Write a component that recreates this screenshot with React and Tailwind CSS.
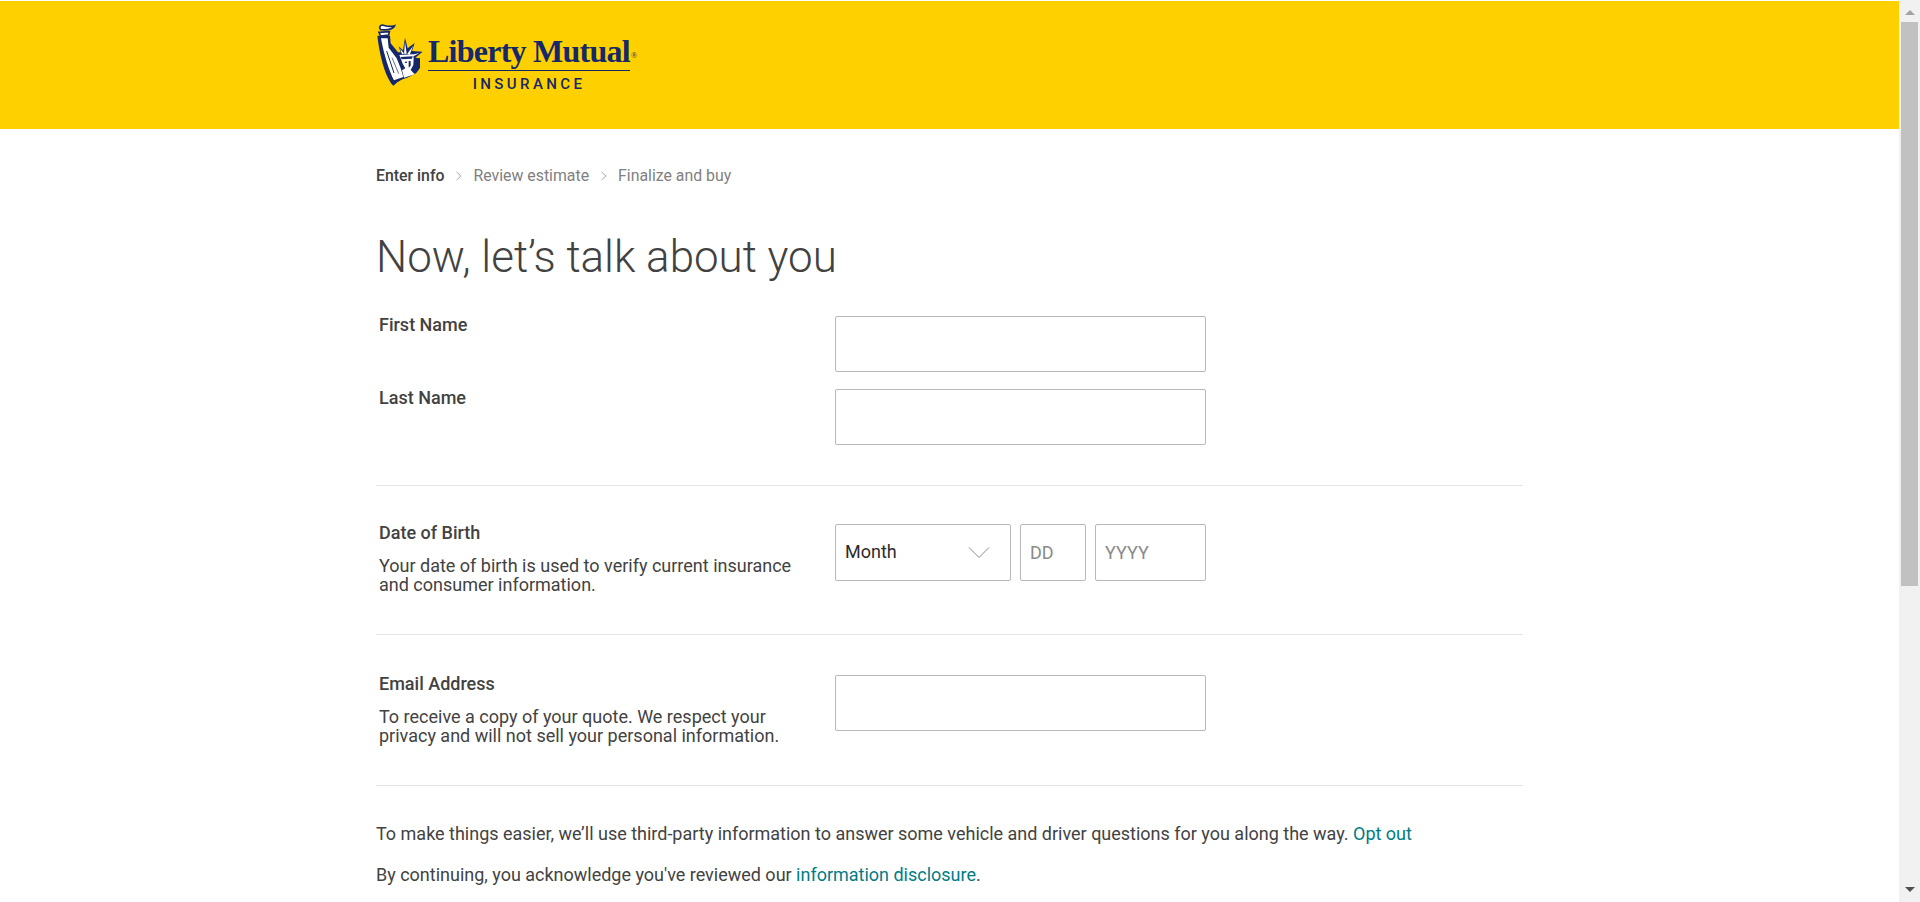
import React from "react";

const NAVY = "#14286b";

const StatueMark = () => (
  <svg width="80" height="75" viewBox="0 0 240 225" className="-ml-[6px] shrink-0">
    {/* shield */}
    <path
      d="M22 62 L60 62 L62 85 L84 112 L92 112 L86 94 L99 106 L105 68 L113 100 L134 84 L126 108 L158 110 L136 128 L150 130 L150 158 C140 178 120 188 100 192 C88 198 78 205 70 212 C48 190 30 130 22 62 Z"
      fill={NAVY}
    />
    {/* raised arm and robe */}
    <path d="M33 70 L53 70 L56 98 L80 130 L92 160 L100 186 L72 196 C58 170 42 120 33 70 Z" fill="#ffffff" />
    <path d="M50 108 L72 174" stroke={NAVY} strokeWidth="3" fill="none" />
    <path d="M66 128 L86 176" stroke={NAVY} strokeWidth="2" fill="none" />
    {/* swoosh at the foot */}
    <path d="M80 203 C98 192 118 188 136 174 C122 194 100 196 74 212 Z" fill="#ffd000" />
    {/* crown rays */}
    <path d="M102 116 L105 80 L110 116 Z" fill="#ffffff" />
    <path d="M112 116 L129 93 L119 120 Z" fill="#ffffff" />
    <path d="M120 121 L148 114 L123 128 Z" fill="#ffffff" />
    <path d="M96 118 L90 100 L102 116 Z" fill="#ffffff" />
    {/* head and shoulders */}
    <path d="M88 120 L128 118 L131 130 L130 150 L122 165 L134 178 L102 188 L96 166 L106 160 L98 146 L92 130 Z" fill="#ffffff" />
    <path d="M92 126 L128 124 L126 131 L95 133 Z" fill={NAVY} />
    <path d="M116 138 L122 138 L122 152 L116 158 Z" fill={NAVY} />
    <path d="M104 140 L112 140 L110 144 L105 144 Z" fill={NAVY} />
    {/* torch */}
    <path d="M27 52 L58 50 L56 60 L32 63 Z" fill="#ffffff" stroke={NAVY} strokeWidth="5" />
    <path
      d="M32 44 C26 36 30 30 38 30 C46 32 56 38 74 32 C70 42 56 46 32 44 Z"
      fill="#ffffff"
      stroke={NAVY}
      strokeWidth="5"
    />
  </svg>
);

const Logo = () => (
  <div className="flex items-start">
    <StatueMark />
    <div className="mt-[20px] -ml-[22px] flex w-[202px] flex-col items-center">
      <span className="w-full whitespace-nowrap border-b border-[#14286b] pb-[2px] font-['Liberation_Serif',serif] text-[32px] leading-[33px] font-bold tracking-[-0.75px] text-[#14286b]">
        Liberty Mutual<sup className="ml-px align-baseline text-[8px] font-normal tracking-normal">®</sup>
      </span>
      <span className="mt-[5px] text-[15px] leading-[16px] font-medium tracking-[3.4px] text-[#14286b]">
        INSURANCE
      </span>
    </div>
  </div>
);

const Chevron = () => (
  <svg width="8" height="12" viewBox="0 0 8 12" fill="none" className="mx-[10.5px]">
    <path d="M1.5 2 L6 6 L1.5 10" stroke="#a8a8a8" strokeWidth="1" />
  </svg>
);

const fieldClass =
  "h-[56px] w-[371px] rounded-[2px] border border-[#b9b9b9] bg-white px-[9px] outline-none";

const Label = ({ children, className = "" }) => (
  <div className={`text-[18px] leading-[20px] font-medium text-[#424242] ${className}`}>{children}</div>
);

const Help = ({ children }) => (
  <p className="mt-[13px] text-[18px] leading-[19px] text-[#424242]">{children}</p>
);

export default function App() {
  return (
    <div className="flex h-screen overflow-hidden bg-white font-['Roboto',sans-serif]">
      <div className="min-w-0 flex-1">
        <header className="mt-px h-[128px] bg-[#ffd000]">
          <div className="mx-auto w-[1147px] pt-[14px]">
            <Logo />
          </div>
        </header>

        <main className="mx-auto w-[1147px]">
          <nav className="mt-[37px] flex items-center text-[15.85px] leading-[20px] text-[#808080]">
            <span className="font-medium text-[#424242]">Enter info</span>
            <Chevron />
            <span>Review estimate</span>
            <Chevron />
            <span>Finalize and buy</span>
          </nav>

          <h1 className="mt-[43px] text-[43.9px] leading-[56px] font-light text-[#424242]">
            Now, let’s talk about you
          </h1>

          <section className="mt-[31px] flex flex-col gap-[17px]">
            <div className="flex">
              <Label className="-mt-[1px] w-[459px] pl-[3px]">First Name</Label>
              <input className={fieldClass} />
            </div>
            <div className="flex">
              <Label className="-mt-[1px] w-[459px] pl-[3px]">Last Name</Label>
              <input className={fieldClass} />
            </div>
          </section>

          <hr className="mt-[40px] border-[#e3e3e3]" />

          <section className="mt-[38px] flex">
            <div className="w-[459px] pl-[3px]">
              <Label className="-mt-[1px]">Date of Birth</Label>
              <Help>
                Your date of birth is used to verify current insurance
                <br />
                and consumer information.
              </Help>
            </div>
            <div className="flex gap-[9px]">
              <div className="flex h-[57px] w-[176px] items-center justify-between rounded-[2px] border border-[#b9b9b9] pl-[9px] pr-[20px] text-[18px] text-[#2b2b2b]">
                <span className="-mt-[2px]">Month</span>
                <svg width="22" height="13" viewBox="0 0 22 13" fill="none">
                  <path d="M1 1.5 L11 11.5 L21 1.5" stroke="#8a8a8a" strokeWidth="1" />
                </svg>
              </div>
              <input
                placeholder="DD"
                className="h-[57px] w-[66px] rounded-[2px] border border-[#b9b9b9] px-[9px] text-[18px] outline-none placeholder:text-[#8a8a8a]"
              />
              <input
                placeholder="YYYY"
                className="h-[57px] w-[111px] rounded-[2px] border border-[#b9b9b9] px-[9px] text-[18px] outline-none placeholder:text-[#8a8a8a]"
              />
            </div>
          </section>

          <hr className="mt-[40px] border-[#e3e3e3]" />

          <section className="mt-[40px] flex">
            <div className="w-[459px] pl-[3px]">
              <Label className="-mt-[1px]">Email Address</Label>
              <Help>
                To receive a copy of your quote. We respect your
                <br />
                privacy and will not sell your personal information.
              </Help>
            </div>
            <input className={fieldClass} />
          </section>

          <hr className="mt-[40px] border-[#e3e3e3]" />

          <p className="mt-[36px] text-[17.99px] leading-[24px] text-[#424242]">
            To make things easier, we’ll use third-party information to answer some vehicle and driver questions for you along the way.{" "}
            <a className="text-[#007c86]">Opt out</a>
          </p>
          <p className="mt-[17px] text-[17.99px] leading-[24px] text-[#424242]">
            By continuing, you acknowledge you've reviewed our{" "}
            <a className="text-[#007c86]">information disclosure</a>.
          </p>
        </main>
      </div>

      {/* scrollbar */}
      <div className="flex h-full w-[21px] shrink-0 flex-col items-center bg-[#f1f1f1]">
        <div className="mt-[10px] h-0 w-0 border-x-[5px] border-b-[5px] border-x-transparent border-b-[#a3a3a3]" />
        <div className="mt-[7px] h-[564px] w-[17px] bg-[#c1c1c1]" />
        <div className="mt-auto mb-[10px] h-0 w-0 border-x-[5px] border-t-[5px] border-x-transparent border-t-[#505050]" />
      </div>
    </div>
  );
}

• _To be done_:
Write out the data precisely as given, excluding the pictures.

• _Reply_:
Write a component that recreates this screenshot with React and Tailwind CSS.
import React from "react";

const NAVY = "#14286b";

const StatueMark = () => (
  <svg width="80" height="75" viewBox="0 0 240 225" className="-ml-[6px] shrink-0">
    {/* shield */}
    <path
      d="M22 62 L60 62 L62 85 L84 112 L92 112 L86 94 L99 106 L105 68 L113 100 L134 84 L126 108 L158 110 L136 128 L150 130 L150 158 C140 178 120 188 100 192 C88 198 78 205 70 212 C48 190 30 130 22 62 Z"
      fill={NAVY}
    />
    {/* raised arm and robe */}
    <path d="M33 70 L53 70 L56 98 L80 130 L92 160 L100 186 L72 196 C58 170 42 120 33 70 Z" fill="#ffffff" />
    <path d="M50 108 L72 174" stroke={NAVY} strokeWidth="3" fill="none" />
    <path d="M66 128 L86 176" stroke={NAVY} strokeWidth="2" fill="none" />
    {/* swoosh at the foot */}
    <path d="M80 203 C98 192 118 188 136 174 C122 194 100 196 74 212 Z" fill="#ffd000" />
    {/* crown rays */}
    <path d="M102 116 L105 80 L110 116 Z" fill="#ffffff" />
    <path d="M112 116 L129 93 L119 120 Z" fill="#ffffff" />
    <path d="M120 121 L148 114 L123 128 Z" fill="#ffffff" />
    <path d="M96 118 L90 100 L102 116 Z" fill="#ffffff" />
    {/* head and shoulders */}
    <path d="M88 120 L128 118 L131 130 L130 150 L122 165 L134 178 L102 188 L96 166 L106 160 L98 146 L92 130 Z" fill="#ffffff" />
    <path d="M92 126 L128 124 L126 131 L95 133 Z" fill={NAVY} />
    <path d="M116 138 L122 138 L122 152 L116 158 Z" fill={NAVY} />
    <path d="M104 140 L112 140 L110 144 L105 144 Z" fill={NAVY} />
    {/* torch */}
    <path d="M27 52 L58 50 L56 60 L32 63 Z" fill="#ffffff" stroke={NAVY} strokeWidth="5" />
    <path
      d="M32 44 C26 36 30 30 38 30 C46 32 56 38 74 32 C70 42 56 46 32 44 Z"
      fill="#ffffff"
      stroke={NAVY}
      strokeWidth="5"
    />
  </svg>
);

const Logo = () => (
  <div className="flex items-start">
    <StatueMark />
    <div className="mt-[20px] -ml-[22px] flex w-[202px] flex-col items-center">
      <span className="w-full whitespace-nowrap border-b border-[#14286b] pb-[2px] font-['Liberation_Serif',serif] text-[32px] leading-[33px] font-bold tracking-[-0.75px] text-[#14286b]">
        Liberty Mutual<sup className="ml-px align-baseline text-[8px] font-normal tracking-normal">®</sup>
      </span>
      <span className="mt-[5px] text-[15px] leading-[16px] font-medium tracking-[3.4px] text-[#14286b]">
        INSURANCE
      </span>
    </div>
  </div>
);

const Chevron = () => (
  <svg width="8" height="12" viewBox="0 0 8 12" fill="none" className="mx-[10.5px]">
    <path d="M1.5 2 L6 6 L1.5 10" stroke="#a8a8a8" strokeWidth="1" />
  </svg>
);

const fieldClass =
  "h-[56px] w-[371px] rounded-[2px] border border-[#b9b9b9] bg-white px-[9px] outline-none";

const Label = ({ children, className = "" }) => (
  <div className={`text-[18px] leading-[20px] font-medium text-[#424242] ${className}`}>{children}</div>
);

const Help = ({ children }) => (
  <p className="mt-[13px] text-[18px] leading-[19px] text-[#424242]">{children}</p>
);

export default function App() {
  return (
    <div className="flex h-screen overflow-hidden bg-white font-['Roboto',sans-serif]">
      <div className="min-w-0 flex-1">
        <header className="mt-px h-[128px] bg-[#ffd000]">
          <div className="mx-auto w-[1147px] pt-[14px]">
            <Logo />
          </div>
        </header>

        <main className="mx-auto w-[1147px]">
          <nav className="mt-[37px] flex items-center text-[15.85px] leading-[20px] text-[#808080]">
            <span className="font-medium text-[#424242]">Enter info</span>
            <Chevron />
            <span>Review estimate</span>
            <Chevron />
            <span>Finalize and buy</span>
          </nav>

          <h1 className="mt-[43px] text-[43.9px] leading-[56px] font-light text-[#424242]">
            Now, let’s talk about you
          </h1>

          <section className="mt-[31px] flex flex-col gap-[17px]">
            <div className="flex">
              <Label className="-mt-[1px] w-[459px] pl-[3px]">First Name</Label>
              <input className={fieldClass} />
            </div>
            <div className="flex">
              <Label className="-mt-[1px] w-[459px] pl-[3px]">Last Name</Label>
              <input className={fieldClass} />
            </div>
          </section>

          <hr className="mt-[40px] border-[#e3e3e3]" />

          <section className="mt-[38px] flex">
            <div className="w-[459px] pl-[3px]">
              <Label className="-mt-[1px]">Date of Birth</Label>
              <Help>
                Your date of birth is used to verify current insurance
                <br />
                and consumer information.
              </Help>
            </div>
            <div className="flex gap-[9px]">
              <div className="flex h-[57px] w-[176px] items-center justify-between rounded-[2px] border border-[#b9b9b9] pl-[9px] pr-[20px] text-[18px] text-[#2b2b2b]">
                <span className="-mt-[2px]">Month</span>
                <svg width="22" height="13" viewBox="0 0 22 13" fill="none">
                  <path d="M1 1.5 L11 11.5 L21 1.5" stroke="#8a8a8a" strokeWidth="1" />
                </svg>
              </div>
              <input
                placeholder="DD"
                className="h-[57px] w-[66px] rounded-[2px] border border-[#b9b9b9] px-[9px] text-[18px] outline-none placeholder:text-[#8a8a8a]"
              />
              <input
                placeholder="YYYY"
                className="h-[57px] w-[111px] rounded-[2px] border border-[#b9b9b9] px-[9px] text-[18px] outline-none placeholder:text-[#8a8a8a]"
              />
            </div>
          </section>

          <hr className="mt-[40px] border-[#e3e3e3]" />

          <section className="mt-[40px] flex">
            <div className="w-[459px] pl-[3px]">
              <Label className="-mt-[1px]">Email Address</Label>
              <Help>
                To receive a copy of your quote. We respect your
                <br />
                privacy and will not sell your personal information.
              </Help>
            </div>
            <input className={fieldClass} />
          </section>

          <hr className="mt-[40px] border-[#e3e3e3]" />

          <p className="mt-[36px] text-[17.99px] leading-[24px] text-[#424242]">
            To make things easier, we’ll use third-party information to answer some vehicle and driver questions for you along the way.{" "}
            <a className="text-[#007c86]">Opt out</a>
          </p>
          <p className="mt-[17px] text-[17.99px] leading-[24px] text-[#424242]">
            By continuing, you acknowledge you've reviewed our{" "}
            <a className="text-[#007c86]">information disclosure</a>.
          </p>
        </main>
      </div>

      {/* scrollbar */}
      <div className="flex h-full w-[21px] shrink-0 flex-col items-center bg-[#f1f1f1]">
        <div className="mt-[10px] h-0 w-0 border-x-[5px] border-b-[5px] border-x-transparent border-b-[#a3a3a3]" />
        <div className="mt-[7px] h-[564px] w-[17px] bg-[#c1c1c1]" />
        <div className="mt-auto mb-[10px] h-0 w-0 border-x-[5px] border-t-[5px] border-x-transparent border-t-[#505050]" />
      </div>
    </div>
  );
}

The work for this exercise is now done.